In my youth, I would have agreed with you. However as my age advances I am less fond of peppers that are quite so hot. For a sandwich, I like pepperoncini rings. Those are about right. Jalepeños are great as a condiment when used judiciously and when stuffed with goat or cream cheese, battered and deep fried? Yum! However, I always fortify myself with Zantac if I'm going to be digging into poppers.


----------



## Vecchio Vespa (Dec 3, 2011)

A few pickled jalapeño slices are a nice addition to a cheeseburger or a cheese steak. The dairy cuts the heat.


----------



## Howard (Dec 7, 2004)

TKI67 said:


> A few pickled jalapeño slices are a nice addition to a cheeseburger or a cheese steak. The dairy cuts the heat.


What about mustard and ketchup too?


----------



## eagle2250 (Mar 24, 2006)

Oldsarge said:


> In my youth, I would have agreed with you. However as my age advances I am less fond of peppers that are quite so hot. For a sandwich, I like pepperoncini rings. Those are about right. Jalepeños are great as a condiment when used judiciously and when stuffed with goat or cream cheese, battered and deep fried? Yum! However, I always fortify myself with Zantac if I'm going to be digging into poppers.


Jalapeno Poppers are (I think) my favorite horderve! I could almost make a meal of them.......and then I pay the piper 12 to 24 hours later! :crazy:


----------



## Vecchio Vespa (Dec 3, 2011)

Howard said:


> What about mustard and ketchup too?


They are fine but will do nothing discernible to cut the heat, if hot things bother you. My new favorite burger is a buttered bun browned on the griddle and then topped with a little mayonnaise or even Thousand Island dressing, a thick medium rare patty topped with a slice of grilled red onion and a smoked Hatch pepper, covered in melted American cheese and the bun top.


----------



## Howard (Dec 7, 2004)

TKI67 said:


> They are fine but will do nothing discernible to cut the heat, if hot things bother you. My new favorite burger is a buttered bun browned on the griddle and then topped with a little mayonnaise or even Thousand Island dressing, a thick medium rare patty topped with a slice of grilled red onion and a smoked Hatch pepper, covered in melted American cheese and the bun top.


I could sure go for a burger later with everything you said.


----------



## Howard (Dec 7, 2004)

How about talking about salad toppings, my favorite are croutons.


----------



## Vecchio Vespa (Dec 3, 2011)

I love croutons, especially homemade ones with herbs d’Provence, EVOO, and lots of salt and pepper. It’s hard for me to discern the difference between a salad topping and simply additional nonstandard ingredients since they all get tossed together.
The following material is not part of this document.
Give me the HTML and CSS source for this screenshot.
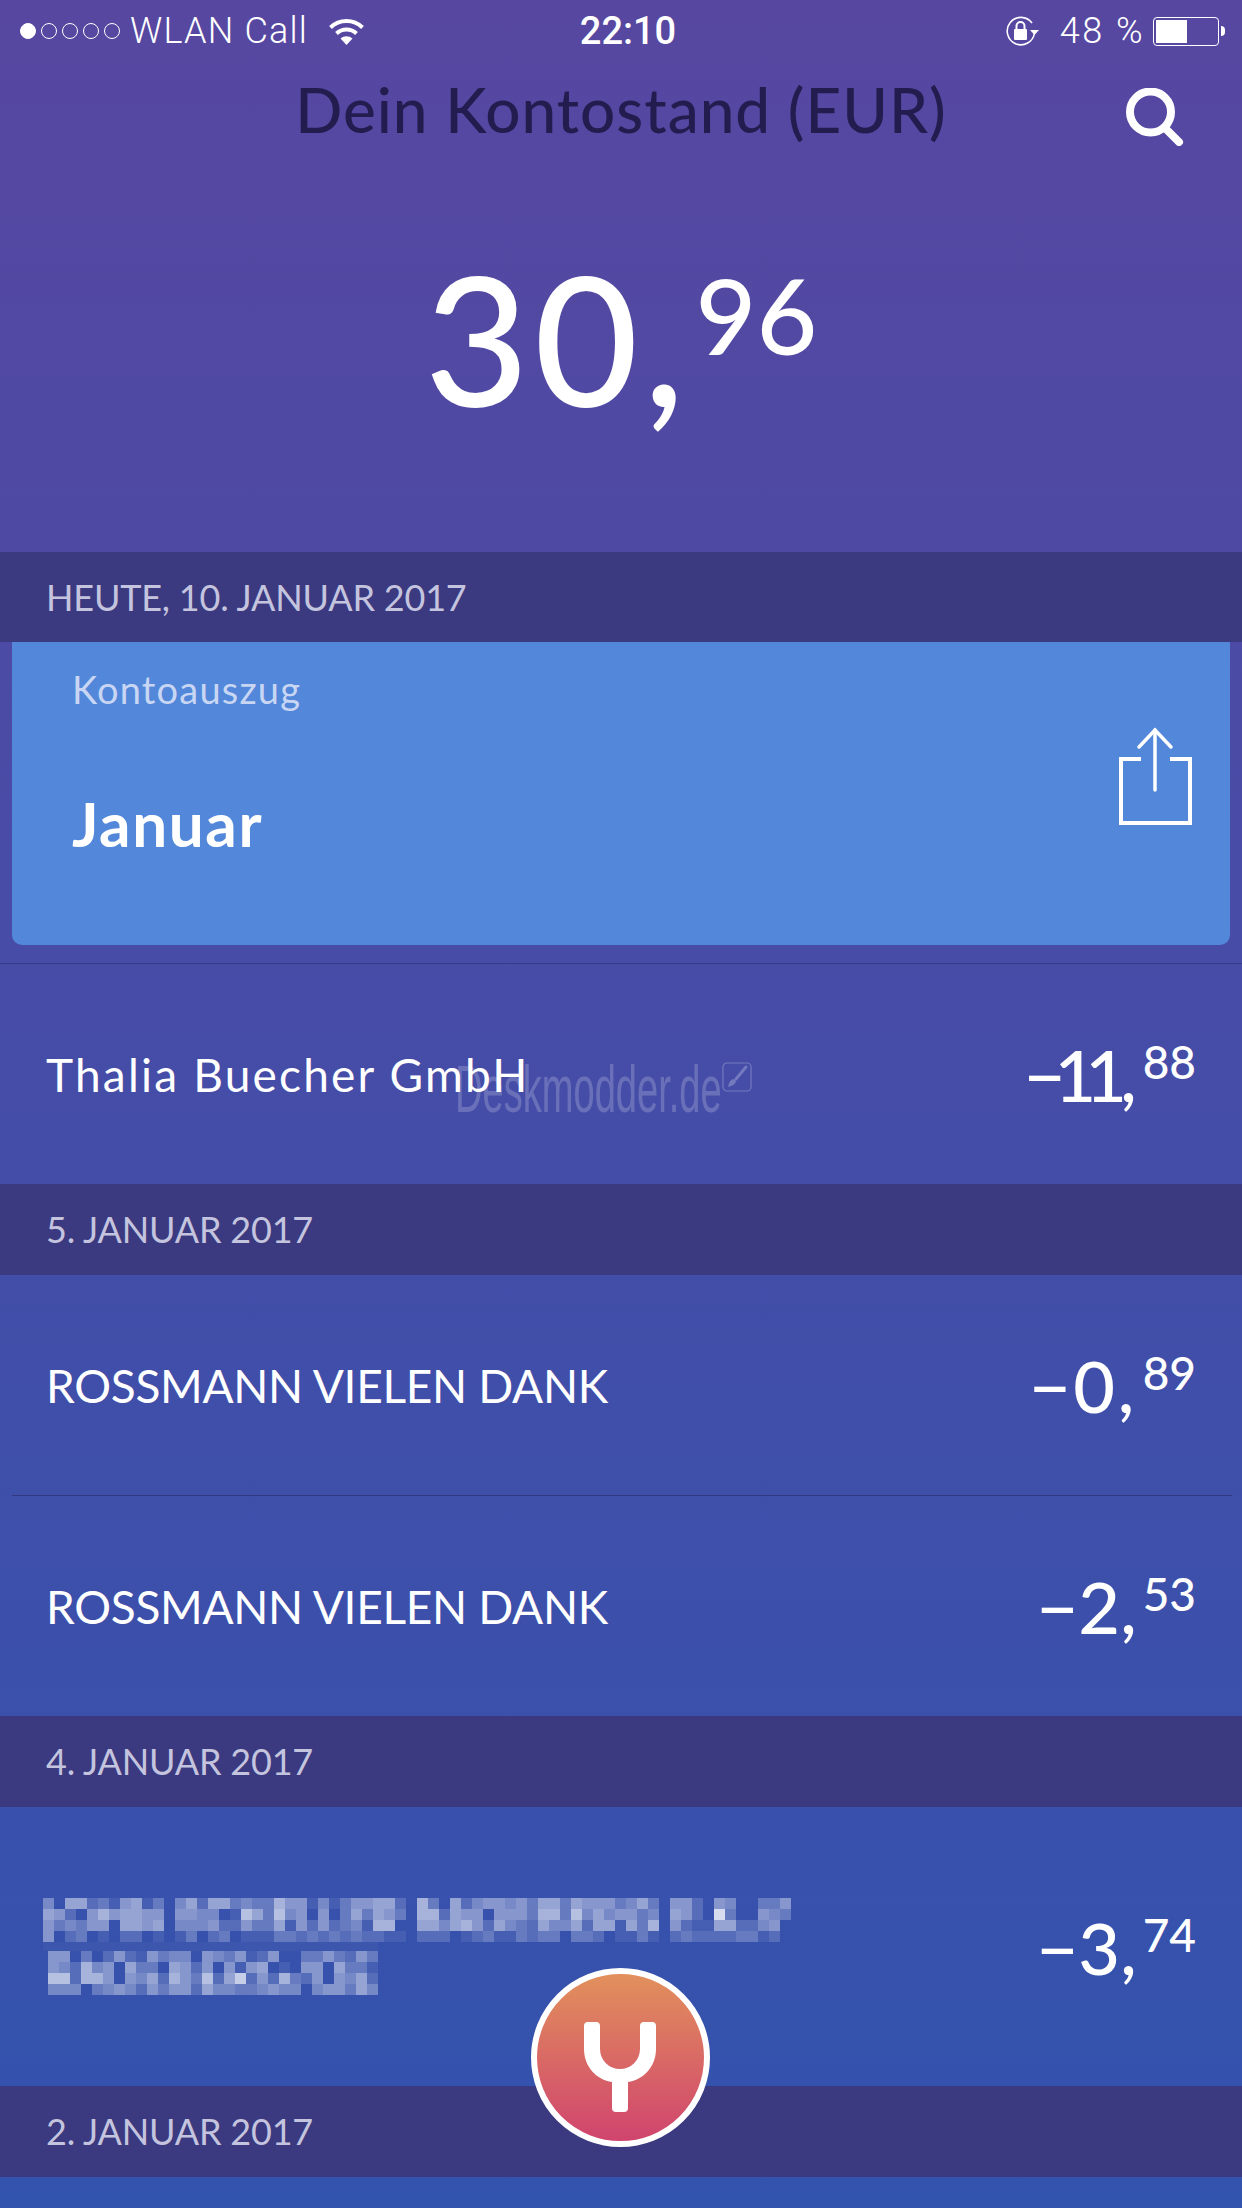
FILE: index.html
```html
<!DOCTYPE html>
<html>
<head>
<meta charset="utf-8">
<title>Dein Kontostand</title>
<link rel="stylesheet" href="styles.css">
</head>
<body>
<div class="screen">
  <div class="top">
    <div class="status">
      <div class="status-left">
        <div class="dots"><i class="on"></i><i></i><i></i><i></i><i></i></div>
        <span class="carrier">WLAN Call</span>
        <svg class="wifi" width="37" height="27" viewBox="0 0 37 27">
          <path d="M2.5 9.5A23 23 0 0 1 34.5 9.5" fill="none" stroke="#fff" stroke-width="4"/>
          <path d="M8.5 15.5A14.5 14.5 0 0 1 28.5 15.5" fill="none" stroke="#fff" stroke-width="4"/>
          <path d="M12.5 20.5A9 9 0 0 1 24.5 20.5L18.5 27z" fill="#fff"/>
        </svg>
      </div>
      <div class="clock">22:10</div>
      <div class="status-right">
        <svg class="rotlock" width="34" height="30" viewBox="0 0 34 30">
          <path d="M29.5 17A13.7 13.7 0 1 1 27 7" fill="none" stroke="#fff" stroke-width="1.6"/>
          <path d="M25 14h9l-4.5 5z" fill="#fff"/>
          <rect x="9" y="13" width="13" height="11" rx="1" fill="#fff"/>
          <path d="M11.5 13V10a4 4 0 0 1 8 0v3" fill="none" stroke="#fff" stroke-width="2"/>
        </svg>
        <span class="percent">48 %</span>
        <div class="battery"><div class="battery-fill"></div></div>
        <div class="battery-nub"></div>
      </div>
    </div>
    <div class="title-row">
      <h1 class="title">Dein Kontostand (EUR)</h1>
      <svg class="search" width="58" height="58" viewBox="0 0 58 58">
        <circle cx="24.5" cy="24" r="20.5" fill="none" stroke="#fff" stroke-width="8"/>
        <path d="M39 40L53 54" stroke="#fff" stroke-width="8" stroke-linecap="round"/>
      </svg>
    </div>
    <div class="balance">30,<span class="balance-cents">96</span></div>
  </div>

  <div class="day day-first">HEUTE, 10. JANUAR 2017</div>
  <div class="card">
    <div class="card-text">
      <div class="card-label">Kontoauszug</div>
      <div class="card-name">Januar</div>
    </div>
    <svg class="share" width="73" height="100" viewBox="0 0 73 100">
      <path d="M22 33H2V97H71V33H51" fill="none" stroke="#fff" stroke-width="4"/>
      <path d="M36 4V64" stroke="#fff" stroke-width="3.5" stroke-linecap="round"/>
      <path d="M20 21L36 4L52 21" fill="none" stroke="#fff" stroke-width="3.5" stroke-linecap="round"/>
    </svg>
  </div>

  <div class="row row-first">
    <span class="name">Thalia Buecher GmbH</span>
    <span class="amount"><span class="ones">−11</span><span class="comma">,</span><span class="cents">88</span></span>
  </div>
  <div class="day">5. JANUAR 2017</div>
  <div class="row">
    <span class="name name-caps">ROSSMANN VIELEN DANK</span>
    <span class="amount amount-wide">−0,<span class="cents">89</span></span>
  </div>
  <div class="row-line"></div>
  <div class="row">
    <span class="name name-caps">ROSSMANN VIELEN DANK</span>
    <span class="amount">−2,<span class="cents">53</span></span>
  </div>
  <div class="day">4. JANUAR 2017</div>
  <div class="row row-tall">
    <div class="blur">
      <div class="mosaic mosaic-long" id="blur1"></div>
      <div class="blur-gap"></div>
      <div class="mosaic mosaic-short" id="blur2"></div>
    </div>
    <span class="amount">−3,<span class="cents">74</span></span>
  </div>
  <div class="day">2. JANUAR 2017</div>

  <div class="watermark">Deskmodder.de</div>
  <svg class="watermark-icon" width="30" height="30" viewBox="0 0 30 30">
    <rect x="1" y="1" width="28" height="28" rx="4" fill="none" stroke="#fff" stroke-width="1.2"/>
    <path d="M24 5L14 17" stroke="#fff" stroke-width="3" stroke-linecap="round"/>
    <path d="M12 17c-3 0-5 3-6 8c4-1 8-3 8-6z" fill="#fff"/>
  </svg>

  <div class="fab">
    <svg width="167" height="167" viewBox="6 6 167 167">
      <path fill="#fff" d="M57 54h8a4 4 0 0 1 4 4v23a20 20 0 0 0 40 0v-23a4 4 0 0 1 4-4h8a4 4 0 0 1 4 4v23c0 18-13 31-28 33v26a4 4 0 0 1-4 4h-8a4 4 0 0 1-4-4v-26c-15-2-28-15-28-33v-23a4 4 0 0 1 4-4z"/>
    </svg>
  </div>
</div>
<script src="mosaic.js"></script>
</body>
</html>
```

FILE: styles.css
```css
html, body { margin: 0; padding: 0; }
body { width: 1242px; height: 2208px; overflow: hidden; }

.screen {
  position: relative;
  width: 1242px;
  height: 2208px;
  overflow: hidden;
  background: linear-gradient(180deg, #5747a1 0%, #3253ae 100%);
  font-family: Lato, "Noto Sans", sans-serif;
  color: #fff;
}

/* header */
.top { height: 552px; }

.status {
  display: grid;
  grid-template-columns: 1fr auto 1fr;
  align-items: center;
  height: 62px;
  font-family: Roboto, "Liberation Sans", sans-serif;
  font-size: 36px;
}
.status-left { display: flex; align-items: center; padding-left: 20px; }
.status-right { display: flex; align-items: center; justify-content: flex-end; padding-right: 17px; }
.dots { display: flex; gap: 5px; }
.dots i {
  display: block;
  box-sizing: border-box;
  width: 16px;
  height: 16px;
  border: 1.2px solid #fff;
  border-radius: 50%;
}
.dots i.on { background: #fff; }
.carrier { margin-left: 10px; font-weight: 300; letter-spacing: 1.2px; }
.wifi { margin-left: 20px; }
.clock { padding-left: 14px; font-weight: 500; font-size: 38px; }
.rotlock { margin-right: 21px; }
.percent { font-weight: 300; margin-right: 8px; letter-spacing: 2.5px; }
.battery {
  box-sizing: border-box;
  width: 66px;
  height: 29px;
  padding: 2px;
  border: 1.2px solid #fff;
  border-radius: 4px;
}
.battery-fill { width: 31px; height: 100%; background: #fff; }
.battery-nub {
  width: 4px;
  height: 10px;
  margin-left: 2px;
  background: #fff;
  border-radius: 0 5px 5px 0;
}

.title-row {
  display: flex;
  justify-content: center;
  height: 98px;
  padding-top: 8px;
  position: relative;
}
.title {
  margin: 0;
  font-size: 62px;
  font-weight: 500;
  line-height: 78px;
  color: #231d4f;
  letter-spacing: 1px;
}
.search { position: absolute; left: 1126px; top: 26px; }

.balance {
  padding-top: 64px;
  text-align: center;
  font-size: 180px;
  line-height: 210px;
  font-weight: 500;
  letter-spacing: 5px;
}
.balance-cents {
  margin-left: 6px;
  font-size: 105px;
  line-height: 0;
  vertical-align: 52px;
  letter-spacing: 0;
}

/* list */
.day {
  box-sizing: border-box;
  height: 91px;
  padding-left: 46px;
  background: #3b3a80;
  color: #c4c4df;
  font-size: 36px;
  line-height: 91px;
  letter-spacing: -0.2px;
}
.day-first { height: 90px; }

.card {
  display: flex;
  justify-content: space-between;
  box-sizing: border-box;
  height: 303px;
  margin: 0 12px 18px;
  padding: 0 38px 0 60px;
  background: #5287da;
  border-radius: 0 0 10px 10px;
}
.card-label { margin-top: 25px; font-size: 38px; line-height: 44px; color: #c8d6f3; letter-spacing: 1.2px; }
.card-name { margin-top: 76px; font-size: 62px; line-height: 72px; font-weight: 700; letter-spacing: 1.6px; }
.share { margin-top: 84px; }

.row {
  display: flex;
  align-items: center;
  justify-content: space-between;
  box-sizing: border-box;
  height: 220px;
  padding: 0 46px;
}
.row-first { border-top: 1px solid rgba(35, 29, 79, 0.35); height: 221px; }
.row-tall { height: 279px; padding-left: 43px; }
.row-line { height: 1px; margin: 0 10px 0 12px; background: rgba(35, 29, 79, 0.45); }

.name { font-size: 46px; letter-spacing: 2.2px; }
.name-caps { letter-spacing: -0.3px; }
.amount { font-size: 72px; line-height: 80px; font-weight: 500; }
.amount-wide { letter-spacing: 2.5px; }
.ones { letter-spacing: -11px; }
.comma { margin-left: 4px; }
.cents { margin-left: 6px; font-size: 46px; line-height: 0; vertical-align: 23px; letter-spacing: 0; }

/* blurred out merchant name */
.mosaic { display: grid; grid-auto-rows: 11px; }
.mosaic-long { grid-template-columns: repeat(68, 11px); }
.mosaic-short { grid-template-columns: repeat(30, 11px); margin-left: 5px; }
.blur-gap { width: 335px; height: 9px; background: rgba(255, 255, 255, 0.03); }

/* overlays */
.watermark {
  position: absolute;
  left: 455px;
  top: 1051px;
  font-family: "Liberation Sans", sans-serif;
  font-size: 66px;
  line-height: 76px;
  color: rgba(255, 255, 255, 0.2);
  white-space: nowrap;
  transform: scaleX(0.577);
  transform-origin: left top;
}
.watermark-icon { position: absolute; left: 722px; top: 1062px; opacity: 0.25; }

.fab {
  position: absolute;
  left: 531px;
  top: 1968px;
  width: 167px;
  height: 167px;
  border: 6px solid #fff;
  border-radius: 50%;
  background: linear-gradient(180deg, #e2905c 0%, #d0446e 100%);
}
.fab svg { display: block; }
```

FILE: mosaic.js
```js
// values are strength of white per cell, 0-a
var longRows = [
  "40662315613046266343375514135566207306245545366365553463055205400335",
  "6520575665505544018638450503636530772655055537738464553406520a300543",
  "53435506656044452253361525234177006646752643264462661637052116622450",
  "50230102201013023011133232323221102220123113233033201131023222233120"
];
var shortRows = [
  "550302521534405435125003353253",
  "542745063306525051560105506331",
  "882775054627538269252732505462",
  "444034542535526443345440455364"
];

function fillMosaic(id, rows) {
  var box = document.getElementById(id);
  rows.forEach(function(row) {
    for (var i = 0; i < row.length; i++) {
      var cell = document.createElement("div");
      cell.style.background = "rgba(255,255,255," + parseInt(row[i], 16) * 0.08 + ")";
      box.appendChild(cell);
    }
  });
}

fillMosaic("blur1", longRows);
fillMosaic("blur2", shortRows);
```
Things I frequently add that might be considered toppings include artichoke hearts, hearts of palm, olives, pepperoncini, strips of hard salami, hard boiled egg, crumbled bacon, garbanzos, and crumbled cheeses (especially bleu or Roquefort). And then there’s salad for dinner, sometimes to with grilled chicken, grilled beef, shrimp, etc. When I top a salad with fajitas I also use grilled onions and peppers, fried strips of corn tortillas, guacamole, and crumbled cotija cheese.


----------



## Howard (Dec 7, 2004)

And my favorite salad dressing is definitely honey mustard.


----------



## rishabhb398 (Nov 5, 2019)

Ahmmm I love corn and cheese ♥♥♥


----------



## Oldsarge (Feb 20, 2011)

rishabhb398 said:


> Ahmmm I love corn and cheese ♥♥♥


Is that cheese on corn-on-the-cob or corn and cheese on a salad? Either way, it sounds most interesting.


----------